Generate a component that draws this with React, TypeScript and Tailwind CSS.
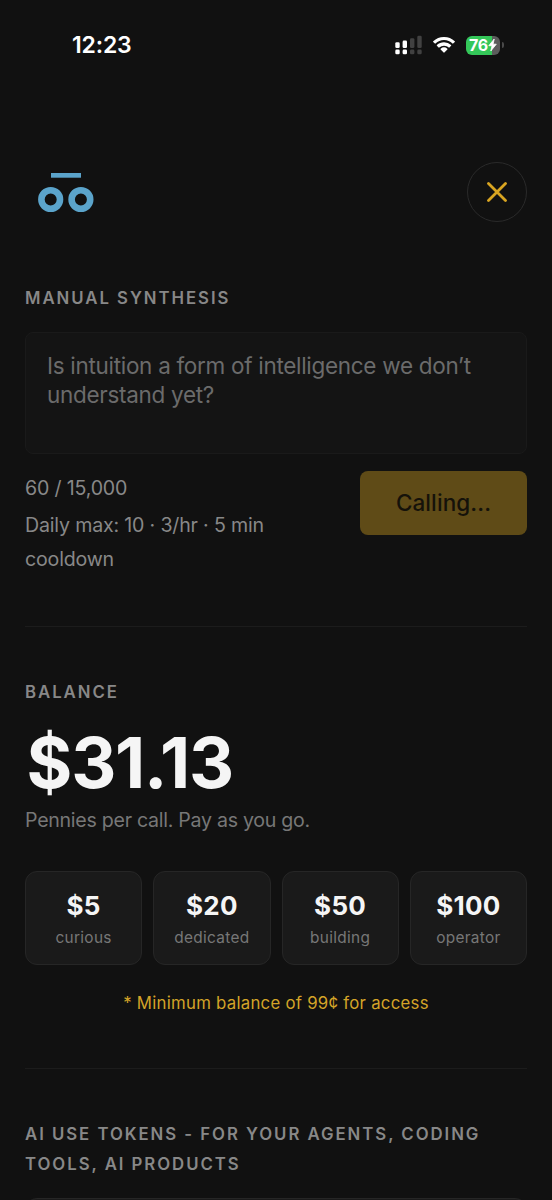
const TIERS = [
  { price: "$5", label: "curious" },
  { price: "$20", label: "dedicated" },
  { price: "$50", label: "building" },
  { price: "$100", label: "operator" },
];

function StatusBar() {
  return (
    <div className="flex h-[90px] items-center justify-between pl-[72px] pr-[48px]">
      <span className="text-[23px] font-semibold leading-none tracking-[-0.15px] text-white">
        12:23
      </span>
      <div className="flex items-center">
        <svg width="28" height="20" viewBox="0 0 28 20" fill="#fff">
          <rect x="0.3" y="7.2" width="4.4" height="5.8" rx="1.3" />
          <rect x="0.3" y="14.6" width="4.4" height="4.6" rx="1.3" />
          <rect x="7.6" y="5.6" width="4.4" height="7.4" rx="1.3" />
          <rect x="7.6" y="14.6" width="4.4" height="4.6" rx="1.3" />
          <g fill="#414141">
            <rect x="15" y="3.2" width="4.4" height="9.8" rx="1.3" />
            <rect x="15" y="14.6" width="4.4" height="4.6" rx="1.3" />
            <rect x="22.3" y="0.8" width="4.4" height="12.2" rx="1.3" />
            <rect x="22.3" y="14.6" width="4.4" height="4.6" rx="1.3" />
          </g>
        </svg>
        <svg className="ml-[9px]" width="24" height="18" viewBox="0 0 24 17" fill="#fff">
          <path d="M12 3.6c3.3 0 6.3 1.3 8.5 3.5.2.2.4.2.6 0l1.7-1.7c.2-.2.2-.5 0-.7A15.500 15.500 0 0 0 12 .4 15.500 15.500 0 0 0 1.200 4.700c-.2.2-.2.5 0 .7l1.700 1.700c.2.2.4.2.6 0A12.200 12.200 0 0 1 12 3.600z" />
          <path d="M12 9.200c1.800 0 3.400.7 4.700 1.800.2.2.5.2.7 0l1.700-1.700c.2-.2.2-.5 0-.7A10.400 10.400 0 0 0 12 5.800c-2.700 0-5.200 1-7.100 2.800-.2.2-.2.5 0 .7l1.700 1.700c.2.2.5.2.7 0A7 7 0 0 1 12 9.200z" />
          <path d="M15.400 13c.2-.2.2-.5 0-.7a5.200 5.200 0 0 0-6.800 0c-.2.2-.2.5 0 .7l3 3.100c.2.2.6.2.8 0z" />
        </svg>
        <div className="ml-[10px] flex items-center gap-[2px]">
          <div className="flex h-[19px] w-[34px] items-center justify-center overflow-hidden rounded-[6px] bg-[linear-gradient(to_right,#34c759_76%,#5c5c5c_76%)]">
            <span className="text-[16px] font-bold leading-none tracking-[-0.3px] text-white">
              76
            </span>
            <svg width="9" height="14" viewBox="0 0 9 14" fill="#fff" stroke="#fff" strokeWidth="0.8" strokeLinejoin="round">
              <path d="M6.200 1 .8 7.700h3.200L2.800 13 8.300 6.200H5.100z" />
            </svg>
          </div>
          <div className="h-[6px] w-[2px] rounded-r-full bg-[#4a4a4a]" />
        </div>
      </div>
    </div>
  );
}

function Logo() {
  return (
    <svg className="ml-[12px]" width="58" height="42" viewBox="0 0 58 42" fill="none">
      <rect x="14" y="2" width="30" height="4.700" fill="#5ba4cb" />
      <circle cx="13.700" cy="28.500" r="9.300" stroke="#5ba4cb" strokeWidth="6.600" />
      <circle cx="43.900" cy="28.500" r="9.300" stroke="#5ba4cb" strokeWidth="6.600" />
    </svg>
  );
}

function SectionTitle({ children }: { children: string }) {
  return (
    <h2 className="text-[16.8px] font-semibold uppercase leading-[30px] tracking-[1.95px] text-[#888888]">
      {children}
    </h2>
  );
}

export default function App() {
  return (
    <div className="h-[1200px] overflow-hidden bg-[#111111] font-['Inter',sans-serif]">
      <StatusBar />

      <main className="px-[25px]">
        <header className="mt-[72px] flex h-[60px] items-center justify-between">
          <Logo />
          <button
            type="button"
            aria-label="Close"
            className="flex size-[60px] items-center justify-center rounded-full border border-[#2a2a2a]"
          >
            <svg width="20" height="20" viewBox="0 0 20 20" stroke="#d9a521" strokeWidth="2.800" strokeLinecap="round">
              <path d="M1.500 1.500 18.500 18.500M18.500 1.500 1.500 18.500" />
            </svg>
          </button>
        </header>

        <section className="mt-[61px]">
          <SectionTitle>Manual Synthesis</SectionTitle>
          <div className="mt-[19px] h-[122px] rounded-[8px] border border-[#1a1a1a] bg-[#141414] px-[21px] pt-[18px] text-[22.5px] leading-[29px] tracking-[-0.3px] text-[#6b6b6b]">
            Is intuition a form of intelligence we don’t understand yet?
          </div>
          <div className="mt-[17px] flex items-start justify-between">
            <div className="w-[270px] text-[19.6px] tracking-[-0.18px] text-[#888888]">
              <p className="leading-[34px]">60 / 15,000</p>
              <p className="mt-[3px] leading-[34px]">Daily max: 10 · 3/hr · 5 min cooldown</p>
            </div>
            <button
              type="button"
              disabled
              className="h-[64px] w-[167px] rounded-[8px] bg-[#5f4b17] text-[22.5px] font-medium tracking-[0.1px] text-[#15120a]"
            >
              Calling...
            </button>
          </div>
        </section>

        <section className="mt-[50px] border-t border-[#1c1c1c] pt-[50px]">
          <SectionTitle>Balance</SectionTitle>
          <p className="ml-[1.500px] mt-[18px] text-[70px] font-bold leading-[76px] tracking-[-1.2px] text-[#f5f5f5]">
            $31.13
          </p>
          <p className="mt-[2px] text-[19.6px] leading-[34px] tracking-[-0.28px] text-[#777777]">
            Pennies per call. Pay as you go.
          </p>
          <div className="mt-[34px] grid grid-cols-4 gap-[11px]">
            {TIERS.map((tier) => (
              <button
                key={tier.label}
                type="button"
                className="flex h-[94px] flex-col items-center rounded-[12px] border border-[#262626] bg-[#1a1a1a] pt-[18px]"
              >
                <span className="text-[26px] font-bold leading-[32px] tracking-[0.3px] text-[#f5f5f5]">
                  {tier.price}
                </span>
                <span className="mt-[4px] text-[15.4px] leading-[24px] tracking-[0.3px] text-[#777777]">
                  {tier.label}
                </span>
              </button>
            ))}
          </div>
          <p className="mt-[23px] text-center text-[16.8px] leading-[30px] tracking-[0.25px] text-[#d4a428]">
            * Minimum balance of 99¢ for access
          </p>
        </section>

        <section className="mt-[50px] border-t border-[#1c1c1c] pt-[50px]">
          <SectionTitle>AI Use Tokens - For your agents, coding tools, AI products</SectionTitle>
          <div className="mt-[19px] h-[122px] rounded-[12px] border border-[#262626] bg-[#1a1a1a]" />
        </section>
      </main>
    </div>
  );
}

* * * *

Do this = Copy all the lines of data exactly as they appear, dropping any images.

Reply to the exercise =
Generate a component that draws this with React, TypeScript and Tailwind CSS.
const TIERS = [
  { price: "$5", label: "curious" },
  { price: "$20", label: "dedicated" },
  { price: "$50", label: "building" },
  { price: "$100", label: "operator" },
];

function StatusBar() {
  return (
    <div className="flex h-[90px] items-center justify-between pl-[72px] pr-[48px]">
      <span className="text-[23px] font-semibold leading-none tracking-[-0.15px] text-white">
        12:23
      </span>
      <div className="flex items-center">
        <svg width="28" height="20" viewBox="0 0 28 20" fill="#fff">
          <rect x="0.3" y="7.2" width="4.4" height="5.8" rx="1.3" />
          <rect x="0.3" y="14.6" width="4.4" height="4.6" rx="1.3" />
          <rect x="7.6" y="5.6" width="4.4" height="7.4" rx="1.3" />
          <rect x="7.6" y="14.6" width="4.4" height="4.6" rx="1.3" />
          <g fill="#414141">
            <rect x="15" y="3.2" width="4.4" height="9.8" rx="1.3" />
            <rect x="15" y="14.6" width="4.4" height="4.6" rx="1.3" />
            <rect x="22.3" y="0.8" width="4.4" height="12.2" rx="1.3" />
            <rect x="22.3" y="14.6" width="4.4" height="4.6" rx="1.3" />
          </g>
        </svg>
        <svg className="ml-[9px]" width="24" height="18" viewBox="0 0 24 17" fill="#fff">
          <path d="M12 3.6c3.3 0 6.3 1.3 8.5 3.5.2.2.4.2.6 0l1.7-1.7c.2-.2.2-.5 0-.7A15.500 15.500 0 0 0 12 .4 15.500 15.500 0 0 0 1.200 4.700c-.2.2-.2.5 0 .7l1.700 1.700c.2.2.4.2.6 0A12.200 12.200 0 0 1 12 3.600z" />
          <path d="M12 9.200c1.800 0 3.400.7 4.700 1.800.2.2.5.2.7 0l1.700-1.700c.2-.2.2-.5 0-.7A10.400 10.400 0 0 0 12 5.800c-2.700 0-5.200 1-7.100 2.800-.2.2-.2.5 0 .7l1.700 1.700c.2.2.5.2.7 0A7 7 0 0 1 12 9.200z" />
          <path d="M15.400 13c.2-.2.2-.5 0-.7a5.200 5.200 0 0 0-6.800 0c-.2.2-.2.5 0 .7l3 3.100c.2.2.6.2.8 0z" />
        </svg>
        <div className="ml-[10px] flex items-center gap-[2px]">
          <div className="flex h-[19px] w-[34px] items-center justify-center overflow-hidden rounded-[6px] bg-[linear-gradient(to_right,#34c759_76%,#5c5c5c_76%)]">
            <span className="text-[16px] font-bold leading-none tracking-[-0.3px] text-white">
              76
            </span>
            <svg width="9" height="14" viewBox="0 0 9 14" fill="#fff" stroke="#fff" strokeWidth="0.8" strokeLinejoin="round">
              <path d="M6.200 1 .8 7.700h3.200L2.800 13 8.300 6.200H5.100z" />
            </svg>
          </div>
          <div className="h-[6px] w-[2px] rounded-r-full bg-[#4a4a4a]" />
        </div>
      </div>
    </div>
  );
}

function Logo() {
  return (
    <svg className="ml-[12px]" width="58" height="42" viewBox="0 0 58 42" fill="none">
      <rect x="14" y="2" width="30" height="4.700" fill="#5ba4cb" />
      <circle cx="13.700" cy="28.500" r="9.300" stroke="#5ba4cb" strokeWidth="6.600" />
      <circle cx="43.900" cy="28.500" r="9.300" stroke="#5ba4cb" strokeWidth="6.600" />
    </svg>
  );
}

function SectionTitle({ children }: { children: string }) {
  return (
    <h2 className="text-[16.8px] font-semibold uppercase leading-[30px] tracking-[1.95px] text-[#888888]">
      {children}
    </h2>
  );
}

export default function App() {
  return (
    <div className="h-[1200px] overflow-hidden bg-[#111111] font-['Inter',sans-serif]">
      <StatusBar />

      <main className="px-[25px]">
        <header className="mt-[72px] flex h-[60px] items-center justify-between">
          <Logo />
          <button
            type="button"
            aria-label="Close"
            className="flex size-[60px] items-center justify-center rounded-full border border-[#2a2a2a]"
          >
            <svg width="20" height="20" viewBox="0 0 20 20" stroke="#d9a521" strokeWidth="2.800" strokeLinecap="round">
              <path d="M1.500 1.500 18.500 18.500M18.500 1.500 1.500 18.500" />
            </svg>
          </button>
        </header>

        <section className="mt-[61px]">
          <SectionTitle>Manual Synthesis</SectionTitle>
          <div className="mt-[19px] h-[122px] rounded-[8px] border border-[#1a1a1a] bg-[#141414] px-[21px] pt-[18px] text-[22.5px] leading-[29px] tracking-[-0.3px] text-[#6b6b6b]">
            Is intuition a form of intelligence we don’t understand yet?
          </div>
          <div className="mt-[17px] flex items-start justify-between">
            <div className="w-[270px] text-[19.6px] tracking-[-0.18px] text-[#888888]">
              <p className="leading-[34px]">60 / 15,000</p>
              <p className="mt-[3px] leading-[34px]">Daily max: 10 · 3/hr · 5 min cooldown</p>
            </div>
            <button
              type="button"
              disabled
              className="h-[64px] w-[167px] rounded-[8px] bg-[#5f4b17] text-[22.5px] font-medium tracking-[0.1px] text-[#15120a]"
            >
              Calling...
            </button>
          </div>
        </section>

        <section className="mt-[50px] border-t border-[#1c1c1c] pt-[50px]">
          <SectionTitle>Balance</SectionTitle>
          <p className="ml-[1.500px] mt-[18px] text-[70px] font-bold leading-[76px] tracking-[-1.2px] text-[#f5f5f5]">
            $31.13
          </p>
          <p className="mt-[2px] text-[19.6px] leading-[34px] tracking-[-0.28px] text-[#777777]">
            Pennies per call. Pay as you go.
          </p>
          <div className="mt-[34px] grid grid-cols-4 gap-[11px]">
            {TIERS.map((tier) => (
              <button
                key={tier.label}
                type="button"
                className="flex h-[94px] flex-col items-center rounded-[12px] border border-[#262626] bg-[#1a1a1a] pt-[18px]"
              >
                <span className="text-[26px] font-bold leading-[32px] tracking-[0.3px] text-[#f5f5f5]">
                  {tier.price}
                </span>
                <span className="mt-[4px] text-[15.4px] leading-[24px] tracking-[0.3px] text-[#777777]">
                  {tier.label}
                </span>
              </button>
            ))}
          </div>
          <p className="mt-[23px] text-center text-[16.8px] leading-[30px] tracking-[0.25px] text-[#d4a428]">
            * Minimum balance of 99¢ for access
          </p>
        </section>

        <section className="mt-[50px] border-t border-[#1c1c1c] pt-[50px]">
          <SectionTitle>AI Use Tokens - For your agents, coding tools, AI products</SectionTitle>
          <div className="mt-[19px] h-[122px] rounded-[12px] border border-[#262626] bg-[#1a1a1a]" />
        </section>
      </main>
    </div>
  );
}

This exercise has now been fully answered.